And did I ever run into that in my day of N-S, Frank.

Who was that said spell lists were murder? jt. Because spell lists were not murder, this is murder. Sure, spell lists could've often been improved with single line spell summaries, as found in the class spell list section of the 3e PHB, a short reminder is unusually enough when the spells do what they say they do anyway. But changing it to hundreds of minutely different but exactly specified things is a fucking nightmare in comparison to spell lists on a monster. I know what Charm Person does, in both AD&D and 3e.

Naga lets me look at a bit of that internal consistency. Obviously these don't have full Naga power sets, they're Elite but very compact.
  • So the Dark Naga here is +24 vs AC; 2d6+8 poison damage, and the target is slowed (save ends).
  • The Medusa in previous post is +15 vs AC; 1d6+7 damage, and the target takes ongoing 10 acid and poison damage (save ends)
  • But the other Medusa is +20 vs AC; 1d8+8 damage, and the Medusa Warrior makes a secondary attack against the same target. Secondary Attack: +18 vs Fortitude; the target takes ongoing 10 poison damage and is slowed (save ends both).
Note that most of them don't even give a shit what your Fort def is. Same for pushes and grabs and all sorts of shit, sometimes the mechanics are targeting an appropriate defense, and sometimes they aren't and your defence doesn't mean anything.

I just, you know, there's no way to learn this system of what the monsters are gunna do or what people at the table are going to need to roll or what bit is sustained or on a (save ends) timer. There's no system, there's just a format. The mechanics are any random thing, even on monsters that are on the same page and supposed to fight in the same fight.

Also, the Primordial Naga is an awful concept. It's not even different to the Primordial Hydra. Same level Solo, different number of heads for similar total damage. Nothing to do with Nagas. Garbage.

Nightmare gives fire resistance to the dude riding it, but wouldn't apply any fire damage to anyone riding it or wrestling it or grabbing it anyway. OK.

Nightwalker are L20 Elite, they have a nice Finger of Death encounter power, but the rest of it is very uninspiring, and still manages to be throwing a unique set of penalties at will with (save ends) so that happens too.

Ogre are the first thing I check in every single Monster Manual in every game that has one. They are my gold standard to which everything else is scaled, a sense of damage outputs, movement rates, minimal complexity, and hit point bloat.
Image
'Twas not an inspiring first glance at 4e for me, that.

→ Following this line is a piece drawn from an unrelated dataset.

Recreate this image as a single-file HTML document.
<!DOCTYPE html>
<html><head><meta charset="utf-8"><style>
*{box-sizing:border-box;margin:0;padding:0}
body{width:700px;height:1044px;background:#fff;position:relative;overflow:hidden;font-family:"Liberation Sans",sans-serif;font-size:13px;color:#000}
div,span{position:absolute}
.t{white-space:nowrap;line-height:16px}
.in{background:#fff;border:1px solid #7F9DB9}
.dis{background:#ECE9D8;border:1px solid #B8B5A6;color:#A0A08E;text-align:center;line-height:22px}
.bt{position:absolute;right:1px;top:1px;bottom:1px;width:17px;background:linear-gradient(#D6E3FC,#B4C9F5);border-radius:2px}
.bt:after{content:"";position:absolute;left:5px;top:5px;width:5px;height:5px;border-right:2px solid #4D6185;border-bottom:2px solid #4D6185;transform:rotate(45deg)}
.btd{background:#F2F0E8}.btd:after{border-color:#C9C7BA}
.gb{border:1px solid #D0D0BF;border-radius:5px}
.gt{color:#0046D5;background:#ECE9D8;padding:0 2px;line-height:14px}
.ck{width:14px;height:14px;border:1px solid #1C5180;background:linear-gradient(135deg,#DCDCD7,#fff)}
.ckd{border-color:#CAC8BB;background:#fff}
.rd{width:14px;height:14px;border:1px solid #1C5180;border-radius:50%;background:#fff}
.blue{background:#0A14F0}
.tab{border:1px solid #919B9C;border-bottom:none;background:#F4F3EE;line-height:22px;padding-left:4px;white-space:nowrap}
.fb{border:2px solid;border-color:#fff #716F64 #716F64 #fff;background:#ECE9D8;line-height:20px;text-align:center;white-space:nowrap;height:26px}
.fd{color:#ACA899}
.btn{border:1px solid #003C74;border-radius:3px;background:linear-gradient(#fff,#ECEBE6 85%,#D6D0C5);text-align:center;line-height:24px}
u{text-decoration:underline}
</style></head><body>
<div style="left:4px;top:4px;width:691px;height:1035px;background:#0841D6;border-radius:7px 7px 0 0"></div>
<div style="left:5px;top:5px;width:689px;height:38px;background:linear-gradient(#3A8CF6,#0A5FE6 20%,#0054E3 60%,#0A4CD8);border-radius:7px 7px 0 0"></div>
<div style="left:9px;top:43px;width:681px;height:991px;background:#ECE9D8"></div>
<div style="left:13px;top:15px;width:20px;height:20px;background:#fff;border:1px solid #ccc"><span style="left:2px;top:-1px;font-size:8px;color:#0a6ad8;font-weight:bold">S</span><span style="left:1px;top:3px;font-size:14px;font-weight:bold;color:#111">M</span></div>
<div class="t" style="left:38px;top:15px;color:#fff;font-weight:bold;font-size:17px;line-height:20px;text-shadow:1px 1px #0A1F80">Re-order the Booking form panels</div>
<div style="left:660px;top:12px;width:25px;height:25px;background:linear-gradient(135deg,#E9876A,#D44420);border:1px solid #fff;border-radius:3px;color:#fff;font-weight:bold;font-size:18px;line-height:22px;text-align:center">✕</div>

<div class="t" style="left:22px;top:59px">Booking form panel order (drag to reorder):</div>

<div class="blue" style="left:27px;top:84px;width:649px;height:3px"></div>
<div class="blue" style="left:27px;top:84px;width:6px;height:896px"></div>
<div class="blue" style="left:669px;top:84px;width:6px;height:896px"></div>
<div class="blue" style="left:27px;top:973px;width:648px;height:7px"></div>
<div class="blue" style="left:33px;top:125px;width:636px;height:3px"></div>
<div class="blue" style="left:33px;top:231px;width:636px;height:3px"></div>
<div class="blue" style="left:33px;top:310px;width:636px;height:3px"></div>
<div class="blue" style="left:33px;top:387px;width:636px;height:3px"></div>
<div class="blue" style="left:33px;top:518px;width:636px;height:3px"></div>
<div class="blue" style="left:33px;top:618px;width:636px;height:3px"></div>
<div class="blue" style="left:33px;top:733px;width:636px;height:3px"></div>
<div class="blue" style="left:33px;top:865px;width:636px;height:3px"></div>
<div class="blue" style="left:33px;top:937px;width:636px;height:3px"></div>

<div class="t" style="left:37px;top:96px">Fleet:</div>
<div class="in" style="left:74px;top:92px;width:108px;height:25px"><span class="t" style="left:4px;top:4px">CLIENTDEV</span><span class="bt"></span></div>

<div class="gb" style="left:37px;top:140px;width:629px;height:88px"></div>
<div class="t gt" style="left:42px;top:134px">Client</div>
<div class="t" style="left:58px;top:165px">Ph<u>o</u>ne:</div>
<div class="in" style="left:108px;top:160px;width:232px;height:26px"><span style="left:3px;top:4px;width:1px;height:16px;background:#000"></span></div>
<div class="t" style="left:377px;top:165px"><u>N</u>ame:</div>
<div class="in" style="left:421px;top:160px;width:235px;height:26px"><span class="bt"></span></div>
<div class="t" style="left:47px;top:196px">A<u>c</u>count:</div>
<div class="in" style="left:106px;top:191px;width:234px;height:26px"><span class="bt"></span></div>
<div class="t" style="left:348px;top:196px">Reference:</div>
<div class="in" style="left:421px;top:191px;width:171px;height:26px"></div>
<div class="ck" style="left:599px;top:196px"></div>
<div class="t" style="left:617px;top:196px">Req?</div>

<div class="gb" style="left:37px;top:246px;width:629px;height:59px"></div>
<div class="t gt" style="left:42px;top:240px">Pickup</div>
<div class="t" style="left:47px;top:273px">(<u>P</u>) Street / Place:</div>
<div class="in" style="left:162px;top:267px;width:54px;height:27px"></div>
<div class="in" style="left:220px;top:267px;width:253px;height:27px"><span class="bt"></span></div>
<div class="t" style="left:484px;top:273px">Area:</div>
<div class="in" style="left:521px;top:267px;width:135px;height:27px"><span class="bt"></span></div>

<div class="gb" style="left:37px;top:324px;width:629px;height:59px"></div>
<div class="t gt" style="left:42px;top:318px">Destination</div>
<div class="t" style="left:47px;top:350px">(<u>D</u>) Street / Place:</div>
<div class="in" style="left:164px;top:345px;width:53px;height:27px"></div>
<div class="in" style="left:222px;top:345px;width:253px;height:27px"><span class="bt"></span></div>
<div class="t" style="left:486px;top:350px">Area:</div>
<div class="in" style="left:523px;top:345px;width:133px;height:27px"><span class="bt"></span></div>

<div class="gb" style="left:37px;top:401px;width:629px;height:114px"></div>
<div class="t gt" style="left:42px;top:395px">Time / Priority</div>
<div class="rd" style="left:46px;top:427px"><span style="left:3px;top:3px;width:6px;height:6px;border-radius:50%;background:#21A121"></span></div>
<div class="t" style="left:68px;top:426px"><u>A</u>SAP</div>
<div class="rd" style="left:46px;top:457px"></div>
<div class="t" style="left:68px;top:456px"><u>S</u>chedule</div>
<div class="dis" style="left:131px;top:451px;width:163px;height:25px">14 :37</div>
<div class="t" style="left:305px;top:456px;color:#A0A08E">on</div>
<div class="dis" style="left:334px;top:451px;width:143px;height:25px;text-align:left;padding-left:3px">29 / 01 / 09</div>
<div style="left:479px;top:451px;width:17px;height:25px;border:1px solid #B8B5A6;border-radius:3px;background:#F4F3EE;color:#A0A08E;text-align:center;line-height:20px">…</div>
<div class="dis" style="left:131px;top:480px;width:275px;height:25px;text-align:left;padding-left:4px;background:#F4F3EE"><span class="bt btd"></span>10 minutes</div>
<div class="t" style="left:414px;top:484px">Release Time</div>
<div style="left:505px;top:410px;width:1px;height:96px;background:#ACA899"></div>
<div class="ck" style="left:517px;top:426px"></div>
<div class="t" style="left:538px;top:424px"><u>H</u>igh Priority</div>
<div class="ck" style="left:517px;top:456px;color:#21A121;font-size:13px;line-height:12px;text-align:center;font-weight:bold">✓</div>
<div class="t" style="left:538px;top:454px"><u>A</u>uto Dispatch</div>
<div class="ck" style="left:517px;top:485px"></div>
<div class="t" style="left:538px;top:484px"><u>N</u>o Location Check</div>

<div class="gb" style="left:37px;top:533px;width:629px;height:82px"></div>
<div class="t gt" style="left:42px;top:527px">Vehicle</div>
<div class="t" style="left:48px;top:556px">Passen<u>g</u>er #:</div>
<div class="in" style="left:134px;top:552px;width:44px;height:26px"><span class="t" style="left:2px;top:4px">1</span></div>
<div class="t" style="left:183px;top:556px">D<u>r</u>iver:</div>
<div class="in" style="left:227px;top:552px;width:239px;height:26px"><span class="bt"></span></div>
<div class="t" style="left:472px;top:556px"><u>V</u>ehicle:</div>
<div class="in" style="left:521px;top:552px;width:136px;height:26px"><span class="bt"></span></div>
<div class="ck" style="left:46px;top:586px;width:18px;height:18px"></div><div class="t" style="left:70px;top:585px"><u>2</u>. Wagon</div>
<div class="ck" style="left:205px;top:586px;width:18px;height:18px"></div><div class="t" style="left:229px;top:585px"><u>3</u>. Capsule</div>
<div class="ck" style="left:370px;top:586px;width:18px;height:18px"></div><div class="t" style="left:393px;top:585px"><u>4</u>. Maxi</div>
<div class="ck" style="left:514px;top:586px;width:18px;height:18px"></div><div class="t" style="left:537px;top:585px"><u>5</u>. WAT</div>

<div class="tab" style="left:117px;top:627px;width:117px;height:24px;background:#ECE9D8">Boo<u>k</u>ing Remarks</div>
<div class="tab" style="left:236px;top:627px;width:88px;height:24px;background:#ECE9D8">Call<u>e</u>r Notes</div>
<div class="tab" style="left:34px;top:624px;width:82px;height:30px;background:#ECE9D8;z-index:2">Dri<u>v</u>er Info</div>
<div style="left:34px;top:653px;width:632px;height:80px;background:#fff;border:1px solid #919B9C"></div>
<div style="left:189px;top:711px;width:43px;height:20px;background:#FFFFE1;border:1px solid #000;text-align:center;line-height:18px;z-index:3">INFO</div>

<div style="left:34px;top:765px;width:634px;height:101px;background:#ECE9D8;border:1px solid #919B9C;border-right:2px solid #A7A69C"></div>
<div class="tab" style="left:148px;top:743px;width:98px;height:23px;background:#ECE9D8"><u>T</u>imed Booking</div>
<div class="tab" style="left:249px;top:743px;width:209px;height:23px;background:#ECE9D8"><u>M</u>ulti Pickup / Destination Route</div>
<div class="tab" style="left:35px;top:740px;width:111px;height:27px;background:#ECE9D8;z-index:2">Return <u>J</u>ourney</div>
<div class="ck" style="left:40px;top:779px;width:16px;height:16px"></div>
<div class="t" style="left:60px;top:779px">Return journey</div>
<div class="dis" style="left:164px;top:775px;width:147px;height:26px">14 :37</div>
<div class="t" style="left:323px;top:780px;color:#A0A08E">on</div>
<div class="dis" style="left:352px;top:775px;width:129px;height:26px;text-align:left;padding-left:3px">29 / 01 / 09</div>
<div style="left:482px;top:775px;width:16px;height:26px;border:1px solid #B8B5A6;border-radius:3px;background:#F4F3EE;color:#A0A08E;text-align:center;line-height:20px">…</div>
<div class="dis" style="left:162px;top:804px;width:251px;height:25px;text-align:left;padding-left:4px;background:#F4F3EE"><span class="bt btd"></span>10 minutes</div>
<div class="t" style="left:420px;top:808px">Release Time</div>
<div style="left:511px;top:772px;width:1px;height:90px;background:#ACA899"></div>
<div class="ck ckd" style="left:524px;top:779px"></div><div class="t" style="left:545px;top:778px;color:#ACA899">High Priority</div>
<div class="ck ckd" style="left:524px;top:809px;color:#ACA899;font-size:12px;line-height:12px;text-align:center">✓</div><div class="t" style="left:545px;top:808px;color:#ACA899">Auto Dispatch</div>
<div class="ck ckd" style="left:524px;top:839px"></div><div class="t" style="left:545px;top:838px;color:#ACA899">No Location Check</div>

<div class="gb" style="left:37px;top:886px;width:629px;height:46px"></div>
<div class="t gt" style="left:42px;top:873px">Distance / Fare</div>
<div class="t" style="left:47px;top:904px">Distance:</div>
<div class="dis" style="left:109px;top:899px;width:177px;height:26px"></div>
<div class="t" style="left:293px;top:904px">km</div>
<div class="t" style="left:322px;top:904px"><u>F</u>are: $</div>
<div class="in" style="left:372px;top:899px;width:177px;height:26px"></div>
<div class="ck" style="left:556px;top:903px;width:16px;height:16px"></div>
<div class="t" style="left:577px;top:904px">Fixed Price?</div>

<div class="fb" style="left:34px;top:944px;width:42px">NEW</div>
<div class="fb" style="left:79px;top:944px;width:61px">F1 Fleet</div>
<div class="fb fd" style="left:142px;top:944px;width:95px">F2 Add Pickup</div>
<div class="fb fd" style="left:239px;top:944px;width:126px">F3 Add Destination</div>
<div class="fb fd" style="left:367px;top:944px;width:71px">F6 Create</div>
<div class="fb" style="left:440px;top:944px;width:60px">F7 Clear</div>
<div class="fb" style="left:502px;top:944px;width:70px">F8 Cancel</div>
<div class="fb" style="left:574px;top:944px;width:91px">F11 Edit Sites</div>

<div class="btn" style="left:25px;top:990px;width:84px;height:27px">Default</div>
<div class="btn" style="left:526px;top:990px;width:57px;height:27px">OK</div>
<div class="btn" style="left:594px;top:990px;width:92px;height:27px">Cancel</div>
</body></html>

Worse still was on the adjacent page, where his buddy has 111 hp, and does 1d10+5 damage (errata to 2d10+5) and gets to reroll his attack if it misses. Because that looked a lot like a game where damage hadn't really gone up much, if at all, but hit points had exploded and it was obviously going to be a huge grind to fight five of them beside the sort of things characters could do early on.

It's, um. 1 hp Ogre, or 111 hp Ogre. You can see why it's still playable if you quarter their hit points and double numbers. 2 of them with 27 hit points, the strikers ~4d6+6 type attacks hitting that are actually useful beside weaker area effects and reliable at-will stuff, and you can just fight 10 Ogres, or dozens at higher levels, and not do Minions like that.

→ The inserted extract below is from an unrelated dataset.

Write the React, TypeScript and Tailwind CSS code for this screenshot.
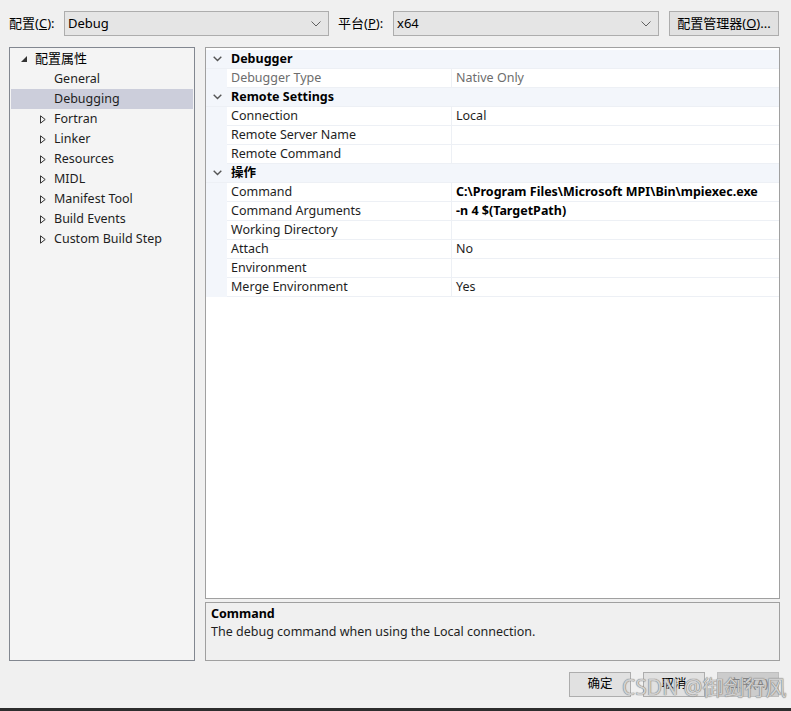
import React from 'react';

const font = { fontFamily: '"Noto Sans", "Noto Sans CJK SC", sans-serif' };

type Row = { name: string; value?: string; bold?: boolean; dim?: boolean };
type Section = { title: string; rows: Row[] };

const sections: Section[] = [
  { title: 'Debugger', rows: [{ name: 'Debugger Type', value: 'Native Only', dim: true }] },
  {
    title: 'Remote Settings',
    rows: [
      { name: 'Connection', value: 'Local' },
      { name: 'Remote Server Name' },
      { name: 'Remote Command' },
    ],
  },
  {
    title: '操作',
    rows: [
      { name: 'Command', value: 'C:\\Program Files\\Microsoft MPI\\Bin\\mpiexec.exe', bold: true },
      { name: 'Command Arguments', value: '-n 4 $(TargetPath)', bold: true },
      { name: 'Working Directory' },
      { name: 'Attach', value: 'No' },
      { name: 'Environment' },
      { name: 'Merge Environment', value: 'Yes' },
    ],
  },
];

const treeItems = [
  { label: 'General' },
  { label: 'Debugging', selected: true },
  { label: 'Fortran', expandable: true },
  { label: 'Linker', expandable: true },
  { label: 'Resources', expandable: true },
  { label: 'MIDL', expandable: true },
  { label: 'Manifest Tool', expandable: true },
  { label: 'Build Events', expandable: true },
  { label: 'Custom Build Step', expandable: true },
];

function ChevronDown() {
  return (
    <svg width="9" height="6" viewBox="0 0 9 6" className="shrink-0">
      <path d="M0.7 0.8 L4.5 4.6 L8.3 0.8" fill="none" stroke="#555" strokeWidth="1.4" />
    </svg>
  );
}

function ComboBox({ value, width }: { value: string; width: string }) {
  return (
    <div className={`${width} h-[25px] flex items-center justify-between bg-[#e5e5e5] border border-[#adadad] pl-[3px] pr-[7px]`}>
      <span className="text-black">{value}</span>
      <svg width="10" height="6" viewBox="0 0 10 6">
        <path d="M0.5 0.5 L5 5 L9.5 0.5" fill="none" stroke="#606060" strokeWidth="1" />
      </svg>
    </div>
  );
}

function Button({ label, disabled }: { label: React.ReactNode; disabled?: boolean }) {
  return (
    <div
      className={`w-[62px] h-[25px] flex items-center justify-center border ${
        disabled ? 'bg-[#cccccc] border-[#bfbfbf] text-[#838383]' : 'bg-[#e1e1e1] border-[#adadad] text-black'
      }`}
    >
      {label}
    </div>
  );
}

export default function App() {
  return (
    <div className="relative w-[791px] h-[711px] bg-[#f0f0f0] flex flex-col text-[12.5px] text-black overflow-hidden" style={font}>
      {/* Top bar */}
      <div className="flex items-center h-[25px] mt-[11px] pl-[9px] text-[13px]">
        <span className="w-[55px]">
          配置(<span className="underline">C</span>):
        </span>
        <ComboBox value="Debug" width="w-[265px]" />
        <span className="ml-[9px] w-[55px]">
          平台(<span className="underline">P</span>):
        </span>
        <ComboBox value="x64" width="w-[266px]" />
        <div className="ml-[10px] w-[110px] h-[25px] flex items-center justify-center bg-[#e1e1e1] border border-[#adadad]">
          配置管理器(<span className="underline">O</span>)...
        </div>
      </div>

      {/* Main area */}
      <div className="flex mt-[11px] pl-[9px] h-[614px]">
        {/* Tree */}
        <div className="w-[186px] h-full bg-[#f4f4f4] border border-[#828790] pt-[1px] px-[1px]">
          <div className="h-[20px] flex items-center">
            <svg width="6" height="6" viewBox="0 0 6 6" className="ml-[10px] mr-[8px]">
              <path d="M6 0 L6 6 L0 6 Z" fill="#333" />
            </svg>
            <span className="text-[13px]">配置属性</span>
          </div>
          {treeItems.map((it) => (
            <div
              key={it.label}
              className={`h-[20px] flex items-center ${it.selected ? 'bg-[#cccedb]' : ''}`}
            >
              <div className="w-[43px] flex justify-end pr-[8px]">
                {it.expandable && (
                  <svg width="6" height="9" viewBox="0 0 6 9">
                    <path d="M0.5 0.8 L5.2 4.5 L0.5 8.2 Z" fill="none" stroke="#333" strokeWidth="1" />
                  </svg>
                )}
              </div>
              <span className="text-[#1e1e1e]">{it.label}</span>
            </div>
          ))}
        </div>

        {/* Right column */}
        <div className="ml-[10px] w-[575px] h-full flex flex-col">
          <div className="h-[552px] bg-white border border-[#a0a0a0] pt-[2px]">
            {sections.map((s) => (
              <div key={s.title}>
                <div className="h-[19px] flex items-center bg-[#f3f6fb] border-b border-[#edf0f5]">
                  <div className="w-[21px] flex justify-center pl-[2px]">
                    <ChevronDown />
                  </div>
                  <span className="pl-[4px] font-bold">{s.title}</span>
                </div>
                {s.rows.map((r) => (
                  <div key={r.name} className="h-[19px] flex">
                    <div className="w-[21px] bg-[#f3f6fb]" />
                    <div
                      className={`w-[225px] pl-[4px] flex items-center border-b border-r border-[#edf0f5] ${
                        r.dim ? 'text-[#6d6d6d]' : 'text-[#1e1e1e]'
                      }`}
                    >
                      {r.name}
                    </div>
                    <div
                      className={`flex-1 pl-[4px] flex items-center border-b border-[#edf0f5] whitespace-nowrap ${
                        r.bold ? 'font-bold text-black' : r.dim ? 'text-[#6d6d6d]' : 'text-[#1e1e1e]'
                      }`}
                    >
                      {r.value}
                    </div>
                  </div>
                ))}
              </div>
            ))}
          </div>
          <div className="mt-[3px] h-[59px] border border-[#a0a0a0] px-[5px] pt-[2px] leading-[18px]">
            <div className="font-bold">Command</div>
            <div className="text-[#1e1e1e]">The debug command when using the Local connection.</div>
          </div>
        </div>
      </div>

      {/* Buttons */}
      <div className="flex justify-end gap-[12px] pr-[12px] mt-[11px]">
        <Button label="确定" />
        <Button label="取消" />
        <Button label="应用(A)" disabled />
      </div>

      {/* Bottom frame edge */}
      <div className="absolute left-0 right-0 bottom-0 h-[3px] bg-[#2d2d2d]" />

      {/* Watermark */}
      <div
        className="absolute left-[622px] top-[672px] text-[21px] text-[#cfcfcf] pointer-events-none whitespace-nowrap"
        style={{ textShadow: '0 0 1px #7a7a7a, 0 0 1px #7a7a7a' }}
      >
        CSDN @御剑行风
      </div>
    </div>
  );
}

Oni include the Oni Mage, which is nice. He sort of does everything he needs to, some monsters continue to just plug into this thing fine.

Ooze are creaky old monsters that struggle to fit into every edition in a lot of ways. 4e handles their arbitrary unlike-anything-else bullshit mechanics with arbitrary unlike-anything-else bullshit mechanics. Gelatinous Cube should obviously be a lower-level Solo, not just because it is not friends with Orcs, but it has always appeared on its own, this is not that hard. Again, most of them are not here.

Feels like they missed a trick to polish them up and present them really well. Another "this should work superbly in 4e, but instead is just passable".

Orc all have a free healing thing, so they have lots of hit points even compared to normal. Bosses full of immediate actions, minor actions, conditional actions, conditional modifiers to their own stuff that aren't even near the stuff they modify. It's quite a lot more messy than most of this book.

Some of the developers obviously had a better handle on this than others, and the lack of a system just leaves it a complete AD&D-style rat's nest at times, except written in 4e codespeak rather than high-Gygaxian English.

Orcus is our cover boy.
Image
Gets this, only repeated without the titles, as a full page illustration, in case you missed it on the cover.

I see they know how to write instant death no-save attacks in this, because Orcus has them. His tail reacts to PCs moving adjacent by stunning for one round and knocking prone. It's all difficult terrain and spawning little monsters and ... why isn't this everywhere? It's simple stuff and it just works, just one condition he's applying and it's limited in application, just two recharge things on a Solo. Like, that's usable, playable, mean as and way too big of numbers on it for PCs to get anywhere with core abilities, but it's good.

This is what the Tarrasque is missing. This is what their big Dragons are missing. This is what their Gorgons and Medusae and fucking Carrion Crawlers are missing. Just stuff that happens and works and you either deal with it (usually before it happens) or you run off, or you try something new, or you dig out the emergency potions or whatever. Maybe you roll up some new PCs because that was bullshit. D&D.

There's also an avatar and high priest and a couple other cultists, I guess there's another Demon lord in each one?
Oh gods, I looked at the Monster Manual 2 to check, it all gets worse, everything in the next one is worse, bigger and messier stat blocks, ever more niche humanoids, whole thing makes the Orcs in this one look tidy, but yes, Demogorgan was next.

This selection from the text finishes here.